In this article, let us understand what LTCG on shares is, its tax implications, exemptions and deductions, indexation benefits, legal ways to minimize your LTCG tax, and many more!

What are Capital Gains? 

Any profit or gain from the sale of capital assets is regarded as a capital gain under the Income Tax Act. These capital gains are further classified into Short Term Capital Gain and Long Term Capital Gain based on the holding period. 

What is Long Term Capital Gain on Shares? 

Long Term Capital Gain refers to the profit an investor earns when selling a capital asset after holding it for more than 24 months. However, for listed equity shares and equity-oriented mutual funds, the holding period is more than 12 months for the gain to be classified as Long Term Capital Gain.

LTCG Tax Rate on Shares in India

Section 112A will apply if the long-term capital gain results from the transfer of equity shares, equity-oriented fund units, or business trust units. 

These long-term capital gains were previously taxed at 10% exceeding Rs.1,00,000 limit, however, following the announcement of the Union Budget 2024-25, a uniform tax rate of 12.5% will be applicable to long-term capital gains (LTCG) exceeding Rs 1.25 lakh without the indexation benefit.

Let us understand this concept with the help of the table below.

Type of Asset

LTCG Holding Period

LTCG for transfer before 23 July 2024

LTCG for transfer after 23 July 2024

Listed equity shares

More than 12 months

10% (no indexation benefit, exempted up to Rs 1 lakh in one FY)

12.5% (no indexation benefit, exempted up to Rs 1.25 lakh in one FY)
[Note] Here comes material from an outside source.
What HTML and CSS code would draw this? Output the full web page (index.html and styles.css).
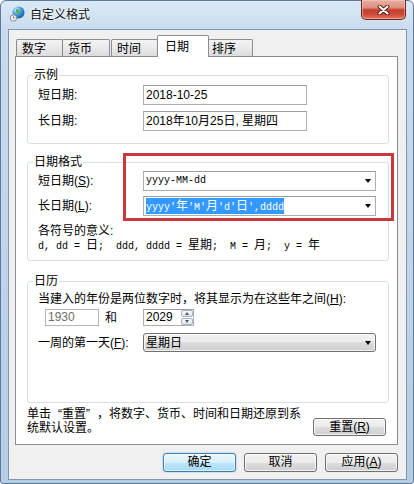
FILE: index.html
```html
<!DOCTYPE html>
<html lang="zh-CN">
<head>
<meta charset="utf-8">
<title>自定义格式</title>
<link rel="stylesheet" href="styles.css">
</head>
<body>
<div class="window">
  <div class="titlebar">
    <svg class="app-icon" width="16" height="16" viewBox="0 0 16 16">
      <defs>
        <radialGradient id="globe" cx="0.35" cy="0.3" r="0.85">
          <stop offset="0" stop-color="#d8f3ff"/>
          <stop offset="0.45" stop-color="#3d9be0"/>
          <stop offset="1" stop-color="#0c4a86"/>
        </radialGradient>
      </defs>
      <circle cx="9.5" cy="6.5" r="6" fill="url(#globe)"/>
      <path d="M7 3.5 q2.5 -1.2 3.5 1 q0.8 2 -1.5 3 q-1.5 0.3 -2 -1.5 z" fill="#5fb04a"/>
      <circle cx="4.5" cy="12" r="3.2" fill="#ececec" stroke="#8a8f96" stroke-width="1"/>
      <path d="M4.5 10.3 V12 H6" stroke="#6b7178" stroke-width="0.8" fill="none"/>
    </svg>
    <span class="title">自定义格式</span>
    <div class="close">
      <svg width="13" height="10" viewBox="0 0 13 10">
        <path d="M2.5 1.5 L10.5 8.5 M10.5 1.5 L2.5 8.5" stroke="#4a1712" stroke-width="3.8" stroke-linecap="round"/>
        <path d="M2.5 1.5 L10.5 8.5 M10.5 1.5 L2.5 8.5" stroke="#ffffff" stroke-width="2.1" stroke-linecap="round"/>
      </svg>
    </div>
  </div>

  <div class="client">
    <div class="tabs">
      <div class="tab tab-num">数字</div>
      <div class="tab tab-cur">货币</div>
      <div class="tab tab-time">时间</div>
      <div class="tab tab-date active">日期</div>
      <div class="tab tab-sort">排序</div>
    </div>

    <div class="panel">
      <fieldset class="group g-sample">
        <legend>示例</legend>
        <div class="row"><span class="lbl">短日期:</span><div class="textbox">2018-10-25</div></div>
        <div class="row"><span class="lbl">长日期:</span><div class="textbox">2018年10月25日, 星期四</div></div>
      </fieldset>

      <fieldset class="group g-format">
        <legend>日期格式</legend>
        <div class="row"><span class="lbl">短日期(<u>S</u>):</span><div class="combo"><span class="mono">yyyy-MM-dd</span><i class="arrow"></i></div></div>
        <div class="row"><span class="lbl">长日期(<u>L</u>):</span><div class="combo"><span class="mono sel">yyyy'<span class="cj">年</span>'M'<span class="cj">月</span>'d'<span class="cj">日</span>',dddd</span><i class="arrow"></i></div></div>
        <div class="meaning">各符号的意义:<br><span class="mono">d, dd = <span class="cj">日</span>;  ddd, dddd = <span class="cj">星期</span>;  M = <span class="cj">月</span>;  y = <span class="cj">年</span></span></div>
      </fieldset>

      <fieldset class="group g-cal">
        <legend>日历</legend>
        <div class="hint">当建入的年份是两位数字时，将其显示为在这些年之间(<u>H</u>):</div>
        <div class="year-row">
          <div class="textbox year disabled">1930</div>
          <span class="and">和</span>
          <div class="spinbox">
            <span class="spin-text">2029</span>
            <span class="spinner"><i class="up"></i><i class="down"></i></span>
          </div>
        </div>
        <div class="row week-row"><span class="lbl">一周的第一天(<u>F</u>):</span><div class="combo combo-btn"><span>星期日</span><i class="arrow"></i></div></div>
      </fieldset>

      <div class="reset-row">
        <p class="reset-text">单击<span class="lq">“</span>重置<span class="rq">”</span>，将数字、货币、时间和日期还原到系<br>统默认设置。</p>
        <button class="btn btn-reset">重置(<u>R</u>)</button>
      </div>

      <div class="annot"></div>
    </div>

    <div class="dialog-buttons">
      <button class="btn default">确定</button>
      <button class="btn">取消</button>
      <button class="btn">应用(<u>A</u>)</button>
    </div>
  </div>
</div>
</body>
</html>
```

FILE: styles.css
```css
* { box-sizing: border-box; }
html, body { margin: 0; padding: 0; }
body {
  width: 414px;
  height: 484px;
  overflow: hidden;
  background: #ffffff;
  font-family: "Liberation Sans", "Noto Sans CJK SC", sans-serif;
  font-size: 12px;
  line-height: 14px;
  color: #000;
}

.window {
  width: 414px;
  height: 484px;
  border: 1px solid #5b7a9c;
  border-radius: 6px 6px 3px 3px;
  padding: 0 6px 6px 7px;
  background: linear-gradient(to bottom, #dce9f6 0px, #c9dbee 28px, #bfd4ea 55%, #b5cce5 100%);
  display: flex;
  flex-direction: column;
}

.titlebar {
  height: 28px;
  flex: none;
  display: flex;
  align-items: center;
  padding-bottom: 2px;
}
.app-icon { margin-left: 1px; margin-right: 5px; flex: none; }
.title {
  font-family: "Noto Sans CJK SC", sans-serif;
  font-size: 12px;
  color: #111;
  text-shadow: 0 0 5px #fff, 0 0 3px #fff;
}
.close {
  margin-left: auto;
  margin-right: 1px;
  margin-top: -1px;
  align-self: flex-start;
  width: 45px;
  height: 20px;
  border: 1px solid #6b2923;
  border-top: none;
  border-radius: 0 0 5px 5px;
  background: linear-gradient(to bottom, #eab0a3 0%, #dc8f80 40%, #c4402f 52%, #cc4a38 75%, #e07a5e 100%);
  box-shadow: inset 0 0 0 1px rgba(255, 210, 200, 0.45);
  display: flex;
  align-items: center;
  justify-content: center;
}

.client {
  flex: 1;
  border: 1px solid #8494a8;
  background: #f0f0f0;
  padding: 0 8px 7px 6px;
  display: flex;
  flex-direction: column;
}

.tabs {
  height: 26px;
  flex: none;
  display: flex;
  align-items: flex-end;
  padding-left: 1px;
}
.tab {
  height: 17px;
  border: 1px solid #898c95;
  border-bottom: none;
  border-radius: 2px 2px 0 0;
  background: linear-gradient(to bottom, #f4f4f4 0%, #e9e9e9 50%, #dcdcdc 100%);
  padding: 1px 0 0 5px;
  font-family: "Noto Sans CJK SC", sans-serif;
  line-height: 14px;
}
.tab-num { width: 47px; }
.tab-cur { width: 48px; margin-left: -1px; }
.tab-time { width: 47px; margin-left: 1px; }
.tab-date { width: 52px; margin-left: -1px; }
.tab-sort { width: 45px; margin-left: -1px; padding-left: 3px; }
.tab.active {
  height: 22px;
  margin-bottom: -1px;
  background: #ffffff;
  position: relative;
  z-index: 1;
  padding: 3px 0 0 7px;
}

.panel {
  position: relative;
  flex: none;
  border: 1px solid #898c95;
  background: #ffffff;
  padding: 0 8px 8px 11px;
}

.group {
  margin: 11px 0 0;
  padding: 3px 8px 12px 5px;
  border: 1px solid #d5dfe5;
  border-radius: 3px;
  min-width: 0;
}
.group legend {
  padding: 0 1px;
  line-height: 14px;
}

.row {
  display: flex;
  align-items: center;
  margin-left: 5px;
}
.lbl { width: 105px; flex: none; }
.g-sample .row + .row { margin-top: 6px; }

.textbox {
  width: 164px;
  height: 20px;
  border: 1px solid #abadb3;
  border-top-color: #9a9ca3;
  background: #ffffff;
  padding: 0 0 0 2px;
  line-height: 18px;
  white-space: nowrap;
}

.g-format { padding-top: 2px; padding-bottom: 6px; }
.g-format .row + .row { margin-top: 5px; }

.combo {
  width: 233px;
  height: 20px;
  border: 1px solid #abadb3;
  border-top-color: #9a9ca3;
  background: #ffffff;
  display: flex;
  align-items: center;
  padding-left: 2px;
}
.arrow {
  margin-left: auto;
  margin-right: 4px;
  width: 0;
  height: 0;
  border-top: 4px solid #000;
  border-left: 3.5px solid transparent;
  border-right: 3.5px solid transparent;
}

.mono {
  font-family: "Liberation Mono", "Noto Sans CJK SC", monospace;
  font-size: 10px;
  white-space: pre;
}
.cj {
  font-family: "Liberation Sans", "Noto Sans CJK SC", sans-serif;
  font-size: 12px;
}
.sel {
  background: #3399ff;
  color: #ffffff;
  line-height: 16px;
  display: inline-block;
  height: 16px;
}

.meaning {
  margin: 8px 0 0 5px;
  line-height: 14px;
}

.g-cal { margin-top: 13px; padding-top: 4px; padding-bottom: 50px; }
.hint { margin-left: 5px; line-height: 14px; white-space: nowrap; }

.year-row {
  display: flex;
  align-items: center;
  margin: 3px 0 0 12px;
  height: 17px;
}
.textbox.year {
  width: 54px;
  height: 17px;
  line-height: 15px;
}
.textbox.disabled {
  color: #6d6d6d;
  border-color: #b5b5b5;
}
.and {
  width: 44px;
  padding-left: 6px;
}
.spinbox {
  width: 51px;
  height: 17px;
  border: 1px solid #abadb3;
  border-top-color: #9a9ca3;
  background: #ffffff;
  display: flex;
}
.spin-text { flex: 1; padding-left: 2px; line-height: 15px; }
.spinner {
  width: 12px;
  display: flex;
  flex-direction: column;
  gap: 1px;
}
.spinner i {
  flex: 1;
  border: 1px solid #a6b3c2;
  border-radius: 2px;
  background: linear-gradient(to bottom, #f6f8fb, #dfe5ed);
  display: flex;
  align-items: center;
  justify-content: center;
}
.spinner i::after {
  content: "";
  width: 0;
  height: 0;
  border-left: 2.5px solid transparent;
  border-right: 2.5px solid transparent;
}
.spinner .up::after { border-bottom: 3px solid #4d5b6b; }
.spinner .down::after { border-top: 3px solid #4d5b6b; }

.week-row { margin-top: 7px; }
.combo-btn {
  height: 19px;
  border: 1px solid #707070;
  border-radius: 3px;
  background: linear-gradient(to bottom, #f2f2f2 0%, #ebebeb 50%, #dddddd 50%, #cfcfcf 100%);
  box-shadow: inset 0 0 0 1px rgba(255, 255, 255, 0.7);
}

.reset-row {
  display: flex;
  align-items: flex-start;
  margin-top: 4px;
}
.reset-text {
  margin: 0;
  line-height: 14px;
  white-space: nowrap;
}
.lq { margin-left: 7px; }
.rq { margin-right: 7px; }

.btn {
  width: 73px;
  height: 19px;
  padding: 0;
  border: 1px solid #707070;
  border-radius: 3px;
  background: linear-gradient(to bottom, #f2f2f2 0%, #ebebeb 50%, #dddddd 50%, #cfcfcf 100%);
  box-shadow: inset 0 0 0 1px rgba(255, 255, 255, 0.7);
  font-family: "Liberation Sans", "Noto Sans CJK SC", sans-serif;
  font-size: 12px;
  line-height: 17px;
  color: #000;
  text-align: center;
}
.btn-reset {
  margin-left: auto;
  margin-right: 3px;
  margin-top: 11px;
  height: 18px;
  line-height: 16px;
}
.btn.default {
  border-color: #3c7fb1;
  background: linear-gradient(to bottom, #eaf6fd 0%, #d9f0fc 50%, #bee6fd 50%, #a7d9f5 100%);
  box-shadow: inset 0 0 0 1px rgba(255, 255, 255, 0.6), 0 0 2px rgba(60, 160, 230, 0.6);
}

.dialog-buttons {
  display: flex;
  justify-content: flex-end;
  gap: 8px;
  margin-top: 8px;
}

.annot {
  position: absolute;
  left: 107px;
  top: 96px;
  width: 271px;
  height: 68px;
  border: 3px solid #c9393c;
}
```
Equity-oriented mutual fund

More than 12 months

LTCG Tax Calculation

WIth the help of the proforma given below, the taxpayers can calculate their Long Term Capital Gain on the shares that they sell.

Particulars

Amount

Full value of consideration

XXX

Less: Expenses incurred wholly and exclusively for such transfer

(XXX)

Net sale consideration

XXX

Less: Cost of acquisition

(XXX)

Long Term Capital Gain (LTCG)

XXX

Less: Exemption limit (up to Rs 1,00,000/ Rs1,25,000)

(XXX)

LTCG Tax on Shares

XXX

Example to Calculate LTCG on Shares

Scenario 1: LTCG is below exemption limit

Suppose you bought 1,000 shares of a listed company at Rs 100 per share on 1st June 2022. After holding them for more than 12 months, you sold them on 1st August 2024 for Rs 200 per share and a brokerage fee of 0.5% applies on both buying and selling. 

Particulares

Amount (Rs)

Full value of consideration

2,00,000

Less: Expenses incurred wholly and exclusively for such transfer

(1,000)

Net sale consideration

1,99,000

Less: Cost of acquisition

(1,00,000)

Long Term Capital Gain (LTCG)

99,000

Less: Exemption limit (upto Rs 1,25,000)

(99,000)

LTCG Tax on Shares

NIL

Here, Rs 99,000 will not be taxed at 12.5%, as the LTCG is below the exempted limit of Rs 1.25,000 as per the Union Budget 2024-25. 

Scenario 2: LTCG is above exemption limit

Suppose you bought 1,000 shares of a listed company at Rs 300 per share on 31st September 2022. After holding them for more than 12 months, you sold them on 31st October 2024 for Rs 500 per share and a brokerage fee of 0.5% applies on both buying and selling.

Particulares

Amount (Rs)

Full value of consideration

5,00,000

Less: Expenses incurred wholly and exclusively for such transfer

(2,500)

Net sale consideration

4,97,500

Less: Cost of acquisition

3,00,000

Long Term Capital Gain (LTCG)

1,97,500

Less: Exemption limit (upto Rs 1,25,000)

(1,25,000)

LTCG Tax on Shares

72,500

Here, Rs 72,500 will be taxed at 12.5%. This means, Rs 9,062.5 is the total tax payable on the LTCG gained. 

LTCG Tax Rate on Equity Shares vs Other Assets

Long-term capital gains (LTCG) taxation differs depending on the asset class. Listed equity shares and equity-oriented mutual funds held for over 12 months are taxed at 12.5% on gains exceeding Rs.1.25 lakh.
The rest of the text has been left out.